Start of Recorded information

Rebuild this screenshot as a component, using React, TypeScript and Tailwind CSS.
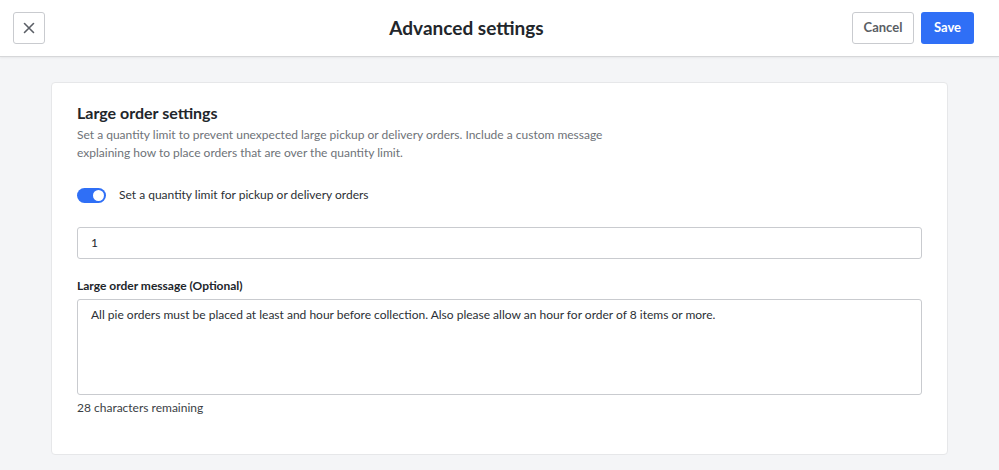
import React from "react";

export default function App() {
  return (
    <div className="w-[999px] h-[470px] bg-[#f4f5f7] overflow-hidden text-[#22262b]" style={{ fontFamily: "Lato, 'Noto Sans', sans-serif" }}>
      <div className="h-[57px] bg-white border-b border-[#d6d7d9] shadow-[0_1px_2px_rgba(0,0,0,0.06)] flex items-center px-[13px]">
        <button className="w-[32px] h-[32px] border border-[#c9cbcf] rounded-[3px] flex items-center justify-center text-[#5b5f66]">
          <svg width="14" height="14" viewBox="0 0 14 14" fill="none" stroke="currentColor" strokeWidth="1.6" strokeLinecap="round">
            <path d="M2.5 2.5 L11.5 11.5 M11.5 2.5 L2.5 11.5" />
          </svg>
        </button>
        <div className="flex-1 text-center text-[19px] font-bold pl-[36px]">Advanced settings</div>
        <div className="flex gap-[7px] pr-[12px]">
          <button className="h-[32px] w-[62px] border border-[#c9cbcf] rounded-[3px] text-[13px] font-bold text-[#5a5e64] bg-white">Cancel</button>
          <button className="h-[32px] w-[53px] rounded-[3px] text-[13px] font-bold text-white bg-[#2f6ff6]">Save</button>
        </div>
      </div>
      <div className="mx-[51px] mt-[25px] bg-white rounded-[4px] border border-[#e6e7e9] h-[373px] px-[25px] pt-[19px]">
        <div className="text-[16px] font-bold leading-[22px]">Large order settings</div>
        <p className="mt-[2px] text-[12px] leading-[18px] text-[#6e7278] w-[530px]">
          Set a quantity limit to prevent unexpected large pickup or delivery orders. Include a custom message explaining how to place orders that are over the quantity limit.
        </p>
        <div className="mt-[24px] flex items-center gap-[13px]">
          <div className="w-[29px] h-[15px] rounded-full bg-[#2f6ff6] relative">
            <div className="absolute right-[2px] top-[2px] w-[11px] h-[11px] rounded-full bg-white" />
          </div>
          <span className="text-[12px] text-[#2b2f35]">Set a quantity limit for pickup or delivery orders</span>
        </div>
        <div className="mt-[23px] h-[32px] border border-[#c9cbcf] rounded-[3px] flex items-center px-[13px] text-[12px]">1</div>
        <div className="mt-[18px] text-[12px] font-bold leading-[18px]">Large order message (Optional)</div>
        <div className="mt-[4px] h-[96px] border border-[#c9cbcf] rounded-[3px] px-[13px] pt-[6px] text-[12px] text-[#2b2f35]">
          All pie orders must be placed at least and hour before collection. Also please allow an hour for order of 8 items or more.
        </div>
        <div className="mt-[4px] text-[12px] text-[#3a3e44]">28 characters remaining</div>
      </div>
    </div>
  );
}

End of Recorded information

• Exercise details: Restate the data above word for word. Do not include the images.

• Full response:
Rebuild this screenshot as a component, using React, TypeScript and Tailwind CSS.
import React from "react";

export default function App() {
  return (
    <div className="w-[999px] h-[470px] bg-[#f4f5f7] overflow-hidden text-[#22262b]" style={{ fontFamily: "Lato, 'Noto Sans', sans-serif" }}>
      <div className="h-[57px] bg-white border-b border-[#d6d7d9] shadow-[0_1px_2px_rgba(0,0,0,0.06)] flex items-center px-[13px]">
        <button className="w-[32px] h-[32px] border border-[#c9cbcf] rounded-[3px] flex items-center justify-center text-[#5b5f66]">
          <svg width="14" height="14" viewBox="0 0 14 14" fill="none" stroke="currentColor" strokeWidth="1.6" strokeLinecap="round">
            <path d="M2.5 2.5 L11.5 11.5 M11.5 2.5 L2.5 11.5" />
          </svg>
        </button>
        <div className="flex-1 text-center text-[19px] font-bold pl-[36px]">Advanced settings</div>
        <div className="flex gap-[7px] pr-[12px]">
          <button className="h-[32px] w-[62px] border border-[#c9cbcf] rounded-[3px] text-[13px] font-bold text-[#5a5e64] bg-white">Cancel</button>
          <button className="h-[32px] w-[53px] rounded-[3px] text-[13px] font-bold text-white bg-[#2f6ff6]">Save</button>
        </div>
      </div>
      <div className="mx-[51px] mt-[25px] bg-white rounded-[4px] border border-[#e6e7e9] h-[373px] px-[25px] pt-[19px]">
        <div className="text-[16px] font-bold leading-[22px]">Large order settings</div>
        <p className="mt-[2px] text-[12px] leading-[18px] text-[#6e7278] w-[530px]">
          Set a quantity limit to prevent unexpected large pickup or delivery orders. Include a custom message explaining how to place orders that are over the quantity limit.
        </p>
        <div className="mt-[24px] flex items-center gap-[13px]">
          <div className="w-[29px] h-[15px] rounded-full bg-[#2f6ff6] relative">
            <div className="absolute right-[2px] top-[2px] w-[11px] h-[11px] rounded-full bg-white" />
          </div>
          <span className="text-[12px] text-[#2b2f35]">Set a quantity limit for pickup or delivery orders</span>
        </div>
        <div className="mt-[23px] h-[32px] border border-[#c9cbcf] rounded-[3px] flex items-center px-[13px] text-[12px]">1</div>
        <div className="mt-[18px] text-[12px] font-bold leading-[18px]">Large order message (Optional)</div>
        <div className="mt-[4px] h-[96px] border border-[#c9cbcf] rounded-[3px] px-[13px] pt-[6px] text-[12px] text-[#2b2f35]">
          All pie orders must be placed at least and hour before collection. Also please allow an hour for order of 8 items or more.
        </div>
        <div className="mt-[4px] text-[12px] text-[#3a3e44]">28 characters remaining</div>
      </div>
    </div>
  );
}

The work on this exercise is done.